11. Build docker-contaner and run unit-tests
You are now ready to build your ranker as a docker-container and run unit-tests to check if everything is working as expected, before pushing your code back to github.
Navigate to the folder test
.
Make sure, you still have your virtual environment activated and stopped your ranking application.
First, install the python-dependencies needed for running the unit-tests:
$ pip install -r requirements.txt
Next, we are ready to build and run your ranker as docker-container. Please run the python-script "docker_build_run.py".

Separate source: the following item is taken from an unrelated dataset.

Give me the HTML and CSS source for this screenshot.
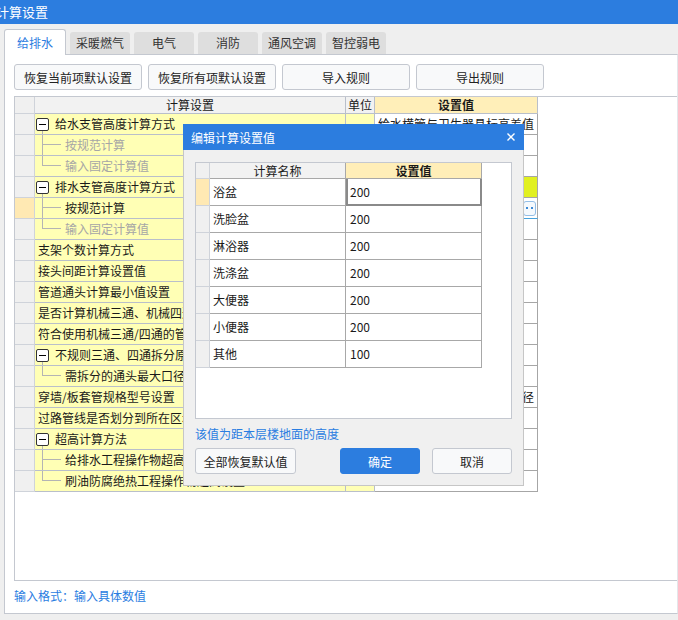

$ python docker_build_run.py
Open your browser and please verifiy, if the endpoints are accessible: - http://0.0.0.0:5000/test (http://localhost:5000/test in Windows) - http://0.0.0.0:5000/index (http://localhost:5000/index in Windows) - http://0.0.0.0:5000/ranking?query=test (http://localhost:5000/ranking?query=test in Windows)
Now we can run the unit-tests:
$ python test_ranking.py
This will run 6 different tests, which your container has to pass, before it can be integrated into STELLA
The Script should print the message "OK". If you are using Windows, make sure you target 'localhost' rather than '0.0.0.0' on the IP variable in the test (i.e. IP = 'localhost'
for Windows; for other OS IP = '0.0.0.0.
should work).
12. push your changes to github
Now you are ready to push your ranker back to github.
Add the changed files to the the staging area.
git add systems.py requirements.txt
Save the changes to you local repository.
git commit -m "add systems and requirements"
Update remote branch with local commit.
git push origin main
Your ranker is now ready for integration into the STELLA-infrastructure. Please make sure, that the visibility of your repository is set to "public".